Queues systems need DBMS functionality. Queues need security, configuration, performance monitoring, recovery and reorganization utilities. Database systems already have these features.
Queue Managers are simple TP-monitors managing server pools driven by queues. Database systems are encompassing many server pool features as they evolve to TP-like system.
He mentions that there are three ACID units in queued transaction processing of a request, response : 1) Client places request in queue 2) Server dequeues request, performs task, enqueues response and 3) Requester dequeues response from output queue.
Due to these three units, a multistep dialog cannot be wrapped in a single ACID transaction unit. There is a lot of overhead in implementing distributed transactions on top of queues. By contrast, it is easier for a direct transaction processing systems to add a queue mechanism as a new transaction type.
He recognizes that queues are important when he says that queue processing is increasingly important for workflow, disconnected operation and replication applications.
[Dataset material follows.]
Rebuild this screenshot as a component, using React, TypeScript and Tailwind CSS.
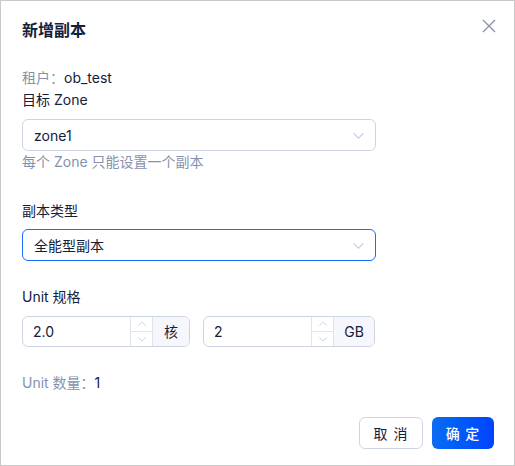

He adds that it has always been the mainstay of batch and spool operations. With the acronyms MOM for queues and DADs for databa, ses, he says both MOM and DAD are needed.
When the queues become part of databases, the queue is a database class that gets create(), enqueue(), dequeue(), poll() and destroy() methods. By using a database, the queue manager becomes a native resource manager with no special code for startup, shutdown, checkpoint, commit, query, security or utilities. The database does all the hard stuff such as locking, logging, access paths, recovery, utilities, security, performance monitoring and so on. Even the query manager gets query, backup, restore, reorganize and replicate data for free.
If the queues were outside database they would pose performance and concurrency control issues.
In cloud computing with a distributed message queue cluster, we could perhaps do without transactions and instead use idempotent incremental operations with retries.
#codingexercise
Implement a Futures interface on top of queues
void Promise(new Function(resolve, reject))
{

}

Wednesday, March 30, 2016

We continue reading the paper "Erasure coding in Windows Azure storage" by Cheng Huang, Huseyin Simitci, Yikang Xu, Aaron Ogus, Brad Calder, Parikshit Gopalan, Jin Li, and Sergey Yekhanin.
Erasure coding is a data protection method where data is broken into fragments, expanded and encoded with redundant data pieces and stored across a different set of locations or media. This paper talks about Erasure coding in windows Azure storage WAS. It introduces new codes called the Local Reconstruction Codes.A (k,l,r) LRC divides k data fragments into l local groups. It encodes l local parities, one for each local group and r global parities. We were reviewing the performance of LRC in WAS. We now review related work. Erasure coding has been applied in many large scale distributed storage systems. Its better than simple replication because it provides higher reliability and it requires much lower storage for the same reliability. Even when the distributed systems apply erasure coding, they typically apply only Reed-Solomon. LRC has proved better than that both in terms of efficiency and performance tradeoff. We also read on related work and how LRC differs from those. Reed-Solomon codes are maximum distance separable (MDS) codes which require minimum storage overhead for given fault tolerance. LRC is not MDS and requires additional storage overhead for the same fault tolerance.This is exploited for efficient reconstruction. This tradeoff between storage overhead and reconstruction efficiency is also attempted by other systems such as Weaver codes, HoVer codes and Stepped Combination codes. LRC achieves better trade-offs than all of the above to meet WAS erasure coding design goals. One of the alternatives to reconstruction is to read from more fragments instead of fewer fragments but to reduce the amount read from each fragment.However, this does not have the same savings in terms of I/O and bandwidth as LRC does.
Thus we have seen that erasure coding reduces the cost of cloud storage, where our target storage overhead is 1.33x of the original data.The challenge in erasure coding is the fast reconstruction of offline data fragments such as due to disk, node, rack or switch failures as well as during upgrades. LRC reduces the number of fragments to read and perform the reconstruction. It has slightly more overhead but comparable latency for small I/Os and better latency for large I/Os At the same time it provide better durability than the traditional approach of keeping 3 copies. Lastly we reviewed some of the implementation and design considerations.
#codingexercise
Reed Solomon corrected errors theoretically by finding the most popular message polynomial. The potential polynomials are repeatedly produced using subsets. How many subsets are there
Solution : The number of subsets is the binomial coefficient n choose k.
int getSubsets (int n, int k)
{
return Factorial(n) / (Factorial(n-k) * Factorial(k));
}

Tuesday, March 29, 2016

We continue reading the paper "Erasure coding in Windows Azure storage" by Cheng Huang, Huseyin Simitci, Yikang Xu, Aaron Ogus, Brad Calder, Parikshit Gopalan, Jin Li, and Sergey Yekhanin.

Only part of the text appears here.